**Short problem:**
Print the entire listing. Each line must match the original exactly.

**Raw data:**
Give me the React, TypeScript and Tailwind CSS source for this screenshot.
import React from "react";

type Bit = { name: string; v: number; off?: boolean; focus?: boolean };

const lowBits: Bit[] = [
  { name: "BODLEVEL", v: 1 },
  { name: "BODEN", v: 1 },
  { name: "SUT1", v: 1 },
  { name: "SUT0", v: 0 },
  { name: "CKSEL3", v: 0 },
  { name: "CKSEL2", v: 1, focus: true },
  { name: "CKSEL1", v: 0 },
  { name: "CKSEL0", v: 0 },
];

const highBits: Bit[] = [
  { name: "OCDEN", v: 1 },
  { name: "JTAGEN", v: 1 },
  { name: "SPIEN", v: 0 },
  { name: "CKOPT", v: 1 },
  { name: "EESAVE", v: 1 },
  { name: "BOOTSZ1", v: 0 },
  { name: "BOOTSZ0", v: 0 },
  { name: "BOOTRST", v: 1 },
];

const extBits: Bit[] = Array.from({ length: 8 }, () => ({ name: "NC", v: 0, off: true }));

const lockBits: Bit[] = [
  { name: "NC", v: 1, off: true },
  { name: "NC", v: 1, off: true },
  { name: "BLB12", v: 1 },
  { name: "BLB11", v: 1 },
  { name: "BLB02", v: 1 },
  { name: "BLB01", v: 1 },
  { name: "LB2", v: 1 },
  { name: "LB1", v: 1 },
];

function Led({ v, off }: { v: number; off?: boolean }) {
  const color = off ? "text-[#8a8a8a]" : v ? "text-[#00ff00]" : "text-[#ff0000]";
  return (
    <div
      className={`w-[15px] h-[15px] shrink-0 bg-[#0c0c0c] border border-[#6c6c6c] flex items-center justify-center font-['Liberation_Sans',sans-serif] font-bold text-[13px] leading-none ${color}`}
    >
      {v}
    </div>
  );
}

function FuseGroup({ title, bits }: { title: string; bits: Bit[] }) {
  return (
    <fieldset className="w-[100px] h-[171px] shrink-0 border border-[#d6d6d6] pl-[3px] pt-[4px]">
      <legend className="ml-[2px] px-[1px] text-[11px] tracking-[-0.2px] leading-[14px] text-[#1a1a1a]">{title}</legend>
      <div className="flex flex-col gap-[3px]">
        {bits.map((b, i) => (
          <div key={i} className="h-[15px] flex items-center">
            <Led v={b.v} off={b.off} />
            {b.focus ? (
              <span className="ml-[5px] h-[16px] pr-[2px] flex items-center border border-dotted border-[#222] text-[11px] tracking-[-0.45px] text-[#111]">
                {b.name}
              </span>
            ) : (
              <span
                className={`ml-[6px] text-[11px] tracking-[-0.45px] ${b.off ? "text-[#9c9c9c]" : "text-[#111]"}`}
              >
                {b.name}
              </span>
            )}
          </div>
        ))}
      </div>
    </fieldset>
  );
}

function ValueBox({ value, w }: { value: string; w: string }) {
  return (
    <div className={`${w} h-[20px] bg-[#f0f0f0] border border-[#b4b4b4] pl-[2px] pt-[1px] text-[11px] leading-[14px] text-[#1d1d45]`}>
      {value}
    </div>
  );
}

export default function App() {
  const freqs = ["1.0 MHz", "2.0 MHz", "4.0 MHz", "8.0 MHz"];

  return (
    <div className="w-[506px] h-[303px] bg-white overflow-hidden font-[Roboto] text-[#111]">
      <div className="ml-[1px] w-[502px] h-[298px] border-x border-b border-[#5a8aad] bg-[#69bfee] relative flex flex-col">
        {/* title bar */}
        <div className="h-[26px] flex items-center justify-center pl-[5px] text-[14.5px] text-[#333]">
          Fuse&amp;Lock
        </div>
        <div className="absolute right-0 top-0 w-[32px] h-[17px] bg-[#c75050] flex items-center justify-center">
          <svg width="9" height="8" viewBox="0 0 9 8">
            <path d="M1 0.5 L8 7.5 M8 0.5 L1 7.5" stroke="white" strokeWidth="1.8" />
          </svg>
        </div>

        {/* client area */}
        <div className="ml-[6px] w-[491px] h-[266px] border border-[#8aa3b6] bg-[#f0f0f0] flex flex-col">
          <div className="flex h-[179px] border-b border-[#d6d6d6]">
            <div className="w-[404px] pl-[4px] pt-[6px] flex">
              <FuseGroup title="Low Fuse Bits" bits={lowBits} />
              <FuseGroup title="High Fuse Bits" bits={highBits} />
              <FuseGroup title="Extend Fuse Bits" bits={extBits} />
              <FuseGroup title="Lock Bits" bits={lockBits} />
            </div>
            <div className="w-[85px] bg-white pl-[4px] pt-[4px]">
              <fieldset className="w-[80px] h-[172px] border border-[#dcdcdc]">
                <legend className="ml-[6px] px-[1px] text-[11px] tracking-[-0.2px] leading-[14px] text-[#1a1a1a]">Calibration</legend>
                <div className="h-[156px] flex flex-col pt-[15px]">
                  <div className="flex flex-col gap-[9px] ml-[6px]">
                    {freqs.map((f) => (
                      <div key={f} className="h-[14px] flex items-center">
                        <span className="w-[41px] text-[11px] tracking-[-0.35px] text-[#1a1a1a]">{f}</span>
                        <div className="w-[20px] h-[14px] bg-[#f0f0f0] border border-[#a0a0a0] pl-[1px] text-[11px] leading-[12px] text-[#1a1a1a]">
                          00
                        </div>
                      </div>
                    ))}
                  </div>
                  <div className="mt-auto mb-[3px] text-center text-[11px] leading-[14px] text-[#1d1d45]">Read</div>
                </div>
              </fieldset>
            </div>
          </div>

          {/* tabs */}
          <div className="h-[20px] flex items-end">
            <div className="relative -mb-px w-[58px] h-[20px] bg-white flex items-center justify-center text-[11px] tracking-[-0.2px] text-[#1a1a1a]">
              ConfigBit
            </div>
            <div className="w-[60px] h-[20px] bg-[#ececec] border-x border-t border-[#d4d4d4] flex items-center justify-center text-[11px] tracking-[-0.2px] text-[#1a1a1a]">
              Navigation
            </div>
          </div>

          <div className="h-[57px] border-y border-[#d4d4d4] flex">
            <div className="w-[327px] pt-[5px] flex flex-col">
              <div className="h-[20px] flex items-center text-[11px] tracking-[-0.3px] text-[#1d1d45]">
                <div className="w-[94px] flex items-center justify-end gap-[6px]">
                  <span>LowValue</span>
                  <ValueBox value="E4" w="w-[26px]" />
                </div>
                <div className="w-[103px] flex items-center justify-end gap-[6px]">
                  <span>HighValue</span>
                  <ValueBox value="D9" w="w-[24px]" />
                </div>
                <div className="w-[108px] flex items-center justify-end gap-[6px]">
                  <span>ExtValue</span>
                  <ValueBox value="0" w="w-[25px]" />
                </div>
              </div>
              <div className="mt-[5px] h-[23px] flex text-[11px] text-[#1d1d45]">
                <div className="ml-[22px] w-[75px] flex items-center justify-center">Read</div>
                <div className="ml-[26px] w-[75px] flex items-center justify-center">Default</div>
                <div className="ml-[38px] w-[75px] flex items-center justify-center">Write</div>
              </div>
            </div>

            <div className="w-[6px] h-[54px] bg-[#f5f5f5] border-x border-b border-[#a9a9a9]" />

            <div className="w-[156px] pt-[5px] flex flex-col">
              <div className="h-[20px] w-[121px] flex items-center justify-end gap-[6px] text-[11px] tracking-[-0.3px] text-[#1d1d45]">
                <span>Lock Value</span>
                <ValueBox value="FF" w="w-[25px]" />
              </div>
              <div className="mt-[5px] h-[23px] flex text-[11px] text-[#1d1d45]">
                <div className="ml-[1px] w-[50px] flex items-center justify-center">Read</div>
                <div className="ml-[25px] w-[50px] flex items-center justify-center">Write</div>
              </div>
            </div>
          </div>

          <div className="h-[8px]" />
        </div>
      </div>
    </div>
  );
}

**The completed task:**
Give me the React, TypeScript and Tailwind CSS source for this screenshot.
import React from "react";

type Bit = { name: string; v: number; off?: boolean; focus?: boolean };

const lowBits: Bit[] = [
  { name: "BODLEVEL", v: 1 },
  { name: "BODEN", v: 1 },
  { name: "SUT1", v: 1 },
  { name: "SUT0", v: 0 },
  { name: "CKSEL3", v: 0 },
  { name: "CKSEL2", v: 1, focus: true },
  { name: "CKSEL1", v: 0 },
  { name: "CKSEL0", v: 0 },
];

const highBits: Bit[] = [
  { name: "OCDEN", v: 1 },
  { name: "JTAGEN", v: 1 },
  { name: "SPIEN", v: 0 },
  { name: "CKOPT", v: 1 },
  { name: "EESAVE", v: 1 },
  { name: "BOOTSZ1", v: 0 },
  { name: "BOOTSZ0", v: 0 },
  { name: "BOOTRST", v: 1 },
];

const extBits: Bit[] = Array.from({ length: 8 }, () => ({ name: "NC", v: 0, off: true }));

const lockBits: Bit[] = [
  { name: "NC", v: 1, off: true },
  { name: "NC", v: 1, off: true },
  { name: "BLB12", v: 1 },
  { name: "BLB11", v: 1 },
  { name: "BLB02", v: 1 },
  { name: "BLB01", v: 1 },
  { name: "LB2", v: 1 },
  { name: "LB1", v: 1 },
];

function Led({ v, off }: { v: number; off?: boolean }) {
  const color = off ? "text-[#8a8a8a]" : v ? "text-[#00ff00]" : "text-[#ff0000]";
  return (
    <div
      className={`w-[15px] h-[15px] shrink-0 bg-[#0c0c0c] border border-[#6c6c6c] flex items-center justify-center font-['Liberation_Sans',sans-serif] font-bold text-[13px] leading-none ${color}`}
    >
      {v}
    </div>
  );
}

function FuseGroup({ title, bits }: { title: string; bits: Bit[] }) {
  return (
    <fieldset className="w-[100px] h-[171px] shrink-0 border border-[#d6d6d6] pl-[3px] pt-[4px]">
      <legend className="ml-[2px] px-[1px] text-[11px] tracking-[-0.2px] leading-[14px] text-[#1a1a1a]">{title}</legend>
      <div className="flex flex-col gap-[3px]">
        {bits.map((b, i) => (
          <div key={i} className="h-[15px] flex items-center">
            <Led v={b.v} off={b.off} />
            {b.focus ? (
              <span className="ml-[5px] h-[16px] pr-[2px] flex items-center border border-dotted border-[#222] text-[11px] tracking-[-0.45px] text-[#111]">
                {b.name}
              </span>
            ) : (
              <span
                className={`ml-[6px] text-[11px] tracking-[-0.45px] ${b.off ? "text-[#9c9c9c]" : "text-[#111]"}`}
              >
                {b.name}
              </span>
            )}
          </div>
        ))}
      </div>
    </fieldset>
  );
}

function ValueBox({ value, w }: { value: string; w: string }) {
  return (
    <div className={`${w} h-[20px] bg-[#f0f0f0] border border-[#b4b4b4] pl-[2px] pt-[1px] text-[11px] leading-[14px] text-[#1d1d45]`}>
      {value}
    </div>
  );
}

export default function App() {
  const freqs = ["1.0 MHz", "2.0 MHz", "4.0 MHz", "8.0 MHz"];

  return (
    <div className="w-[506px] h-[303px] bg-white overflow-hidden font-[Roboto] text-[#111]">
      <div className="ml-[1px] w-[502px] h-[298px] border-x border-b border-[#5a8aad] bg-[#69bfee] relative flex flex-col">
        {/* title bar */}
        <div className="h-[26px] flex items-center justify-center pl-[5px] text-[14.5px] text-[#333]">
          Fuse&amp;Lock
        </div>
        <div className="absolute right-0 top-0 w-[32px] h-[17px] bg-[#c75050] flex items-center justify-center">
          <svg width="9" height="8" viewBox="0 0 9 8">
            <path d="M1 0.5 L8 7.5 M8 0.5 L1 7.5" stroke="white" strokeWidth="1.8" />
          </svg>
        </div>

        {/* client area */}
        <div className="ml-[6px] w-[491px] h-[266px] border border-[#8aa3b6] bg-[#f0f0f0] flex flex-col">
          <div className="flex h-[179px] border-b border-[#d6d6d6]">
            <div className="w-[404px] pl-[4px] pt-[6px] flex">
              <FuseGroup title="Low Fuse Bits" bits={lowBits} />
              <FuseGroup title="High Fuse Bits" bits={highBits} />
              <FuseGroup title="Extend Fuse Bits" bits={extBits} />
              <FuseGroup title="Lock Bits" bits={lockBits} />
            </div>
            <div className="w-[85px] bg-white pl-[4px] pt-[4px]">
              <fieldset className="w-[80px] h-[172px] border border-[#dcdcdc]">
                <legend className="ml-[6px] px-[1px] text-[11px] tracking-[-0.2px] leading-[14px] text-[#1a1a1a]">Calibration</legend>
                <div className="h-[156px] flex flex-col pt-[15px]">
                  <div className="flex flex-col gap-[9px] ml-[6px]">
                    {freqs.map((f) => (
                      <div key={f} className="h-[14px] flex items-center">
                        <span className="w-[41px] text-[11px] tracking-[-0.35px] text-[#1a1a1a]">{f}</span>
                        <div className="w-[20px] h-[14px] bg-[#f0f0f0] border border-[#a0a0a0] pl-[1px] text-[11px] leading-[12px] text-[#1a1a1a]">
                          00
                        </div>
                      </div>
                    ))}
                  </div>
                  <div className="mt-auto mb-[3px] text-center text-[11px] leading-[14px] text-[#1d1d45]">Read</div>
                </div>
              </fieldset>
            </div>
          </div>

          {/* tabs */}
          <div className="h-[20px] flex items-end">
            <div className="relative -mb-px w-[58px] h-[20px] bg-white flex items-center justify-center text-[11px] tracking-[-0.2px] text-[#1a1a1a]">
              ConfigBit
            </div>
            <div className="w-[60px] h-[20px] bg-[#ececec] border-x border-t border-[#d4d4d4] flex items-center justify-center text-[11px] tracking-[-0.2px] text-[#1a1a1a]">
              Navigation
            </div>
          </div>

          <div className="h-[57px] border-y border-[#d4d4d4] flex">
            <div className="w-[327px] pt-[5px] flex flex-col">
              <div className="h-[20px] flex items-center text-[11px] tracking-[-0.3px] text-[#1d1d45]">
                <div className="w-[94px] flex items-center justify-end gap-[6px]">
                  <span>LowValue</span>
                  <ValueBox value="E4" w="w-[26px]" />
                </div>
                <div className="w-[103px] flex items-center justify-end gap-[6px]">
                  <span>HighValue</span>
                  <ValueBox value="D9" w="w-[24px]" />
                </div>
                <div className="w-[108px] flex items-center justify-end gap-[6px]">
                  <span>ExtValue</span>
                  <ValueBox value="0" w="w-[25px]" />
                </div>
              </div>
              <div className="mt-[5px] h-[23px] flex text-[11px] text-[#1d1d45]">
                <div className="ml-[22px] w-[75px] flex items-center justify-center">Read</div>
                <div className="ml-[26px] w-[75px] flex items-center justify-center">Default</div>
                <div className="ml-[38px] w-[75px] flex items-center justify-center">Write</div>
              </div>
            </div>

            <div className="w-[6px] h-[54px] bg-[#f5f5f5] border-x border-b border-[#a9a9a9]" />

            <div className="w-[156px] pt-[5px] flex flex-col">
              <div className="h-[20px] w-[121px] flex items-center justify-end gap-[6px] text-[11px] tracking-[-0.3px] text-[#1d1d45]">
                <span>Lock Value</span>
                <ValueBox value="FF" w="w-[25px]" />
              </div>
              <div className="mt-[5px] h-[23px] flex text-[11px] text-[#1d1d45]">
                <div className="ml-[1px] w-[50px] flex items-center justify-center">Read</div>
                <div className="ml-[25px] w-[50px] flex items-center justify-center">Write</div>
              </div>
            </div>
          </div>

          <div className="h-[8px]" />
        </div>
      </div>
    </div>
  );
}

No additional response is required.